Within GDELT our crawlers typically use several channels of communication, with streaming connections directly to GCS to archive large amounts of data in realtime, BigQuery ingest of GCS streams for analysis and a fabric of coordination, tasking, shaping and sink servers that manage our fleets. Each of those servers were based on a core base server architecture tailored to their specific needs that has served us well under GDELT 2.0.
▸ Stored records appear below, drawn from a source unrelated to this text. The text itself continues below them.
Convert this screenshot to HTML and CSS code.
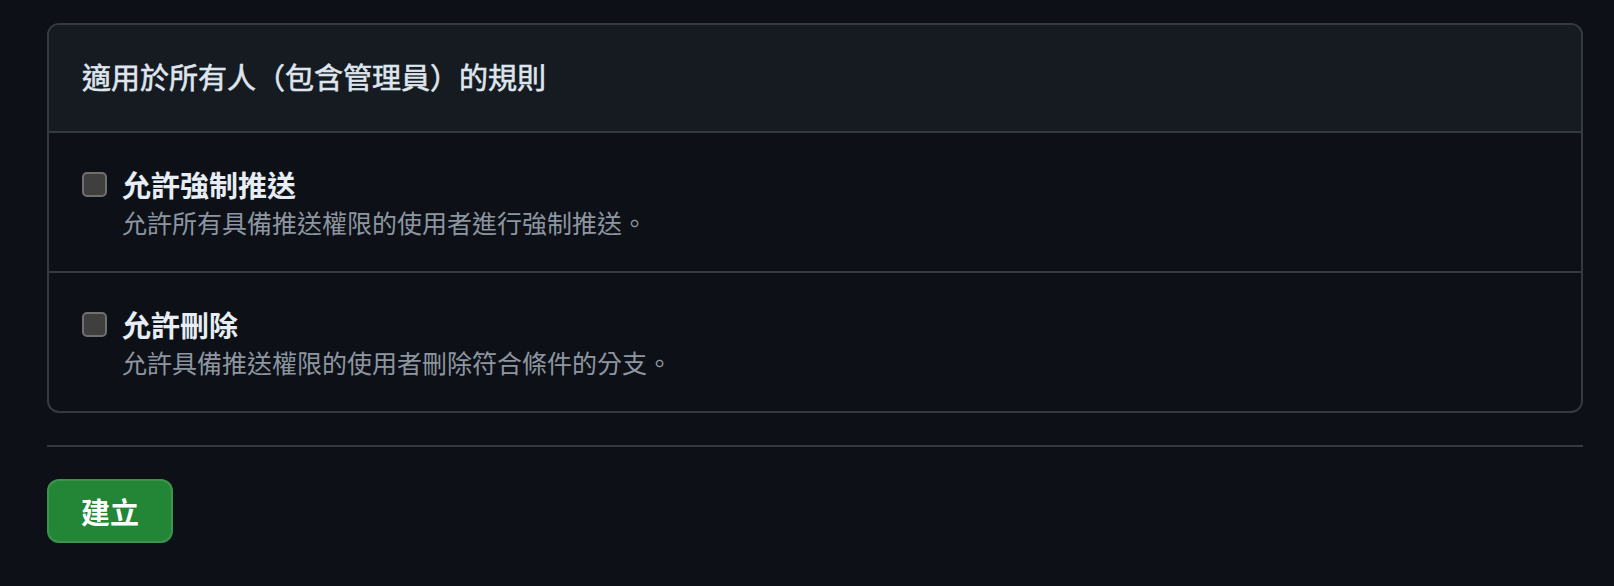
FILE: index.html
```html
<!DOCTYPE html>
<html lang="zh-Hant">

<head>
    <meta charset="UTF-8">
    <meta name="viewport" content="width=device-width, initial-scale=1.0">
    <title>分支保護規則</title>
    <link rel="stylesheet" href="styles.css">
</head>

<body>

    <!-- Rules box -->
    <div class="box">
        <div class="box-header">
            <h2>適用於所有人（包含管理員）的規則</h2>
        </div>

        <div class="box-row">
            <input type="checkbox" id="allow-force-push" class="check">
            <div class="row-text">
                <label for="allow-force-push" class="row-label">允許強制推送</label>
                <p class="row-note">允許所有具備推送權限的使用者進行強制推送。</p>
            </div>
        </div>

        <div class="box-row">
            <input type="checkbox" id="allow-delete" class="check">
            <div class="row-text">
                <label for="allow-delete" class="row-label">允許刪除</label>
                <p class="row-note">允許具備推送權限的使用者刪除符合條件的分支。</p>
            </div>
        </div>
    </div>

    <hr class="divider">

    <button type="submit" class="create-btn">建立</button>

</body>

</html>
```

FILE: styles.css
```css
/* Page */
body {
    font-family: "Noto Sans CJK TC", "Noto Sans", sans-serif;
    background-color: #0d1117;
    color: #e6edf3;
    margin: 0;
    padding: 23px 31px 0 47px;
}

/* Box */
.box {
    border: 2px solid #353a42;
    border-radius: 12px;
    overflow: hidden;
}

.box-header {
    background-color: #161b22;
    height: 106px;
    padding: 0 33px;
    display: flex;
    align-items: center;
    border-bottom: 2px solid #353a42;
}

.box-header h2 {
    margin: 0 0 4px;
    font-size: 29px;
    font-weight: 400;
    -webkit-text-stroke: 0.6px #dfe5ec;
    color: #dfe5ec;
}

.box-row {
    display: flex;
    align-items: flex-start;
    padding: 32px 33px 30px;
}

.box-row + .box-row {
    border-top: 2px solid #353a42;
}

/* Checkbox */
.check {
    appearance: none;
    width: 25px;
    height: 25px;
    margin: 7px 15px 0 0;
    box-sizing: border-box;
    background-color: #3f3f3f;
    border: 2px solid #6f6f6f;
    border-radius: 5px;
    flex-shrink: 0;
}

.row-text {
    display: flex;
    flex-direction: column;
}

.row-label {
    font-size: 29px;
    font-weight: 700;
    line-height: 38px;
    color: #e6edf3;
}

.row-note {
    margin: 0;
    font-size: 25px;
    line-height: 38px;
    color: #8d96a0;
}

/* Divider */
.divider {
    border: none;
    border-top: 2px solid #353a42;
    margin: 32px 0 32px;
}

/* Button */
.create-btn {
    font-family: inherit;
    font-size: 29px;
    font-weight: 700;
    color: #ffffff;
    background-color: #238636;
    border: 2px solid rgba(240, 246, 252, 0.12);
    border-radius: 12px;
    width: 126px;
    height: 64px;
    padding: 0;
    cursor: pointer;
}
```
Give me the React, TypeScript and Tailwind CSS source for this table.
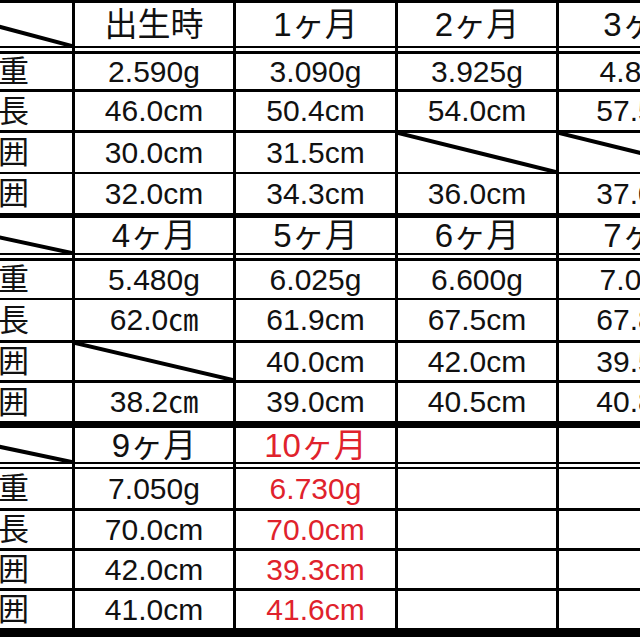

As we transition to GDELT 3.0 we are leveraging our lessons learned at these scales to develop a new generation of server architecture that is much more readily able to handle these edge cases, including new embedded guard protocols layered on top of our data, adaptive load sharing and dynamic healing that have proven exceptionally capable in our pilot infrastructure to date. Most importantly, we have stripped away all of the high-level libraries and interface layers and rearchitected our servers to operate directly on the socket objects using the lowest possible C operands at all times to ensure we control the entire pipeline directly with complete visibility to both shape the flow of data far more effectively and make more informed decisions about root cause problems in realtime to select the best possible mitigation strategy for different classes of problems, from retrying a transmission to restarting a VM. We have also instituted permanent module-level instrumentation of all crawlers and servers that stream a live heartbeat of module-level status and health indicators into a series of internal BigQuery tables that allow us to proactively monitor for problems and better understand macro-level behaviors over time. We're excited to see where this new server architecture takes us as we complete development and begin rolling it out!